On election day, I thought it would be appropriate to share some information from the ‘frontlines’ of healthcare in the state that decided the last presidential election and is often seen as the ‘bellwether’ of mainstream US political sentiment: OHIO.
Kate Hubben from Willis wrote a very nice piece for Crain’s Cleveland Business in June of this year entitled, “Adviser: We must be more aware of the cost of healthcare.”
The article describes the prominent place that–what Ms. Hubben calls–‘cost transparency’(aka price-transparency) holds in employee benefits today.
Here are some great stats from the article:
- 60% of Americans think that greater cost transparency in healthcare is a good idea. It is the only aspect of Health Reform that is favored by more than 50% of Americans.
- 30% of medical procedures are considered ‘shoppable.’
- Difficulty in understanding healthcare options is thought to result in 3%-6% higher healthcare costs.
- Consumers currently don’t do much homework prior to care: only 30% even check to see if a hospital is in-network before receiving care.
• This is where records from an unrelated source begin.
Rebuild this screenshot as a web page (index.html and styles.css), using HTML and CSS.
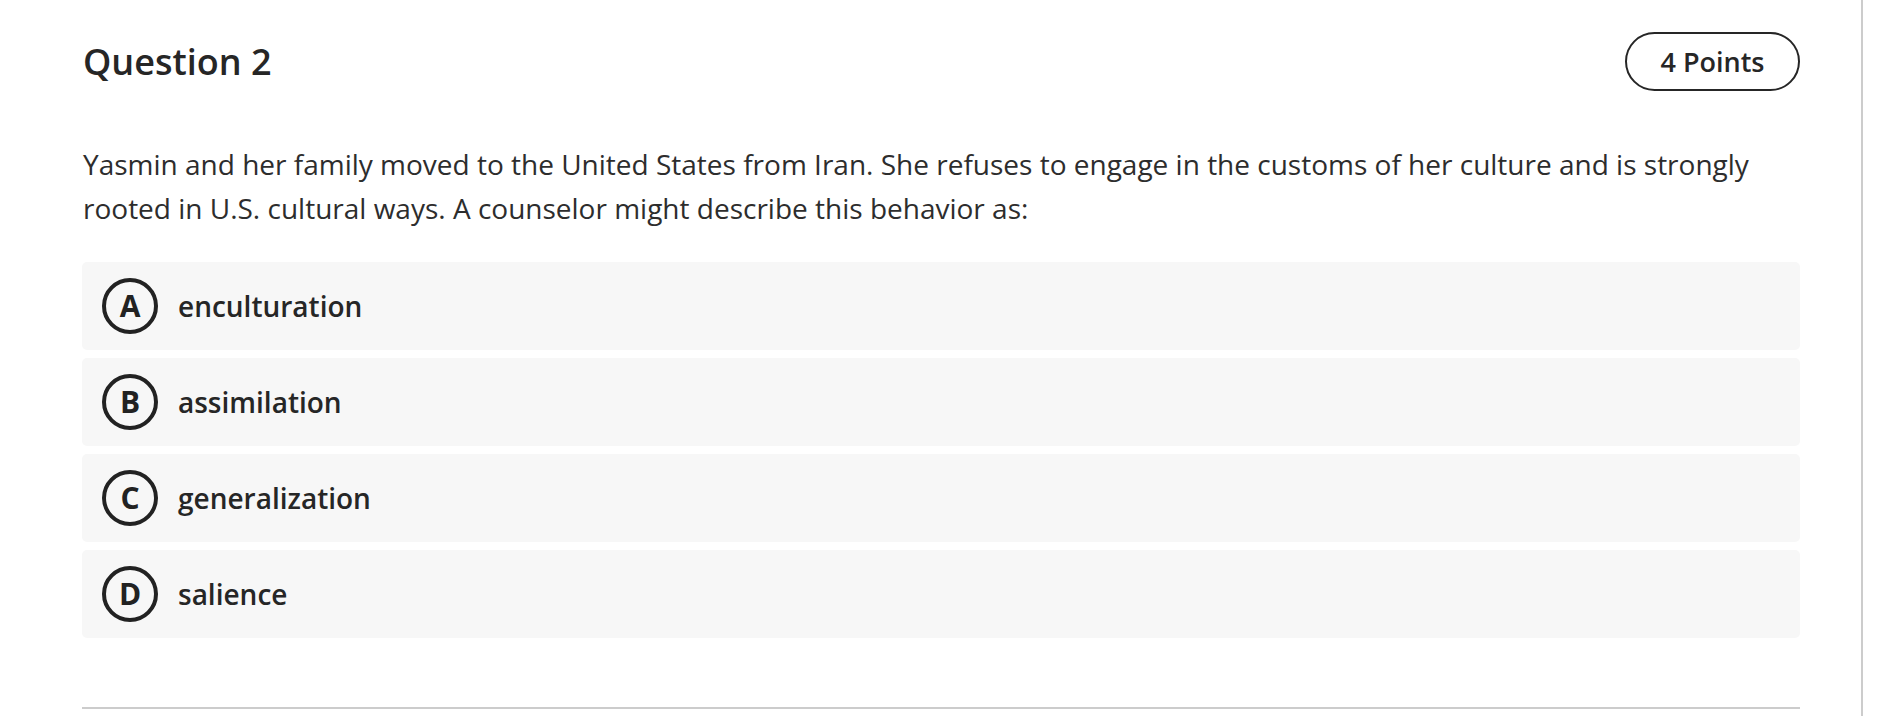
FILE: index.html
```html
<!DOCTYPE html>
<html lang="en">
<head>
<meta charset="utf-8">
<title>Question 2</title>
<link rel="stylesheet" href="styles.css">
</head>
<body>
<div class="page">
  <div class="question">
    <div class="header">
      <h2 class="title">Question 2</h2>
      <span class="points">4 Points</span>
    </div>
    <p class="prompt">Yasmin and her family moved to the United States from Iran. She refuses to engage in the customs of her culture and is strongly rooted in U.S. cultural ways. A counselor might describe this behavior as:</p>
    <div class="options">
      <div class="option"><span class="letter">A</span><span class="label">enculturation</span></div>
      <div class="option"><span class="letter">B</span><span class="label">assimilation</span></div>
      <div class="option"><span class="letter">C</span><span class="label">generalization</span></div>
      <div class="option"><span class="letter">D</span><span class="label">salience</span></div>
    </div>
    <div class="divider"></div>
  </div>
</div>
</body>
</html>
```
FILE: styles.css
```css
html, body {
  margin: 0;
  padding: 0;
  background: #fff;
}
body {
  font-family: "Open Sans", "Noto Sans", sans-serif;
  color: #2d2d2d;
}
.page {
  width: 1861px;
  height: 716px;
  border-right: 2px solid #cccccc;
  box-sizing: content-box;
  overflow: hidden;
}
.question {
  padding: 32px 61px 0 82px;
}
.header {
  display: flex;
  justify-content: space-between;
  align-items: center;
  height: 59px;
}
.title {
  margin: 0;
  font-size: 36px;
  font-weight: 600;
  line-height: 52px;
  color: #262626;
  padding-left: 1px;
}
.points {
  box-sizing: border-box;
  height: 59px;
  width: 175px;
  border: 2px solid #262626;
  border-radius: 30px;
  display: flex;
  align-items: center;
  justify-content: center;
  font-size: 27px;
  font-weight: 600;
  color: #262626;
}
.prompt {
  margin: 51px 0 0 0;
  padding-left: 1px;
  font-size: 28px;
  line-height: 44px;
  font-weight: 400;
  color: #2d2d2d;
}
.options {
  margin-top: 32px;
  display: flex;
  flex-direction: column;
  gap: 8px;
}
.option {
  height: 88px;
  background: #f7f7f7;
  border-radius: 5px;
  display: flex;
  align-items: center;
  padding-left: 20px;
  gap: 20px;
}
.letter {
  box-sizing: border-box;
  width: 56px;
  height: 56px;
  border: 4px solid #222;
  border-radius: 50%;
  display: flex;
  align-items: center;
  justify-content: center;
  font-size: 30px;
  font-weight: 700;
  color: #222;
  line-height: 1;
}
.label {
  font-size: 28px;
  font-weight: 600;
  color: #262626;
}
.divider {
  margin-top: 69px;
  height: 2px;
  background: #cccccc;
}
```
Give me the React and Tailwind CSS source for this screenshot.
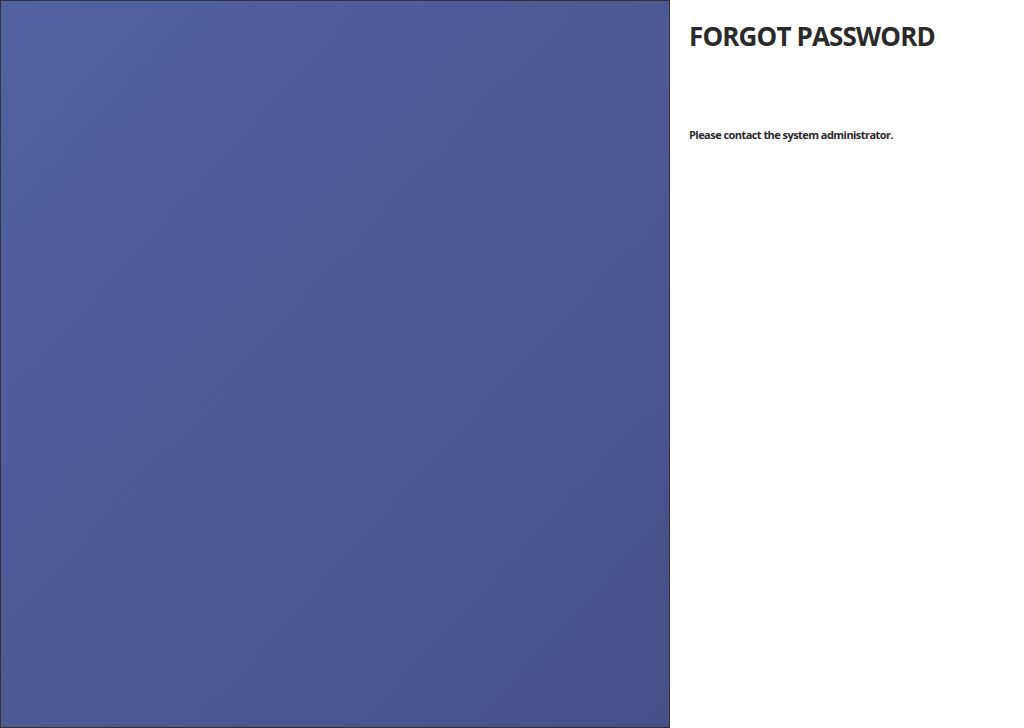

- The stats are even worse for looking up ‘cost transparency’: only 2% of healthcare consumers use a price-transparency tool if it is available to them.
- But the trend in cost transparency is growing: 33% of employers currently offer price-transparency tools for their employees and an additional 25% plan to offer them.
The article ends with a great quote about the challenges of changing habits. I would agree with Ms. Hubben that the ‘habit’ of being a passive patient rather than an activated healthcare consumer will be a challenge and will take time and persistence to occur. The good news is that for those that do change their healthcare consumer habits for the better, the result is not only lower cost, but higher quality care as well.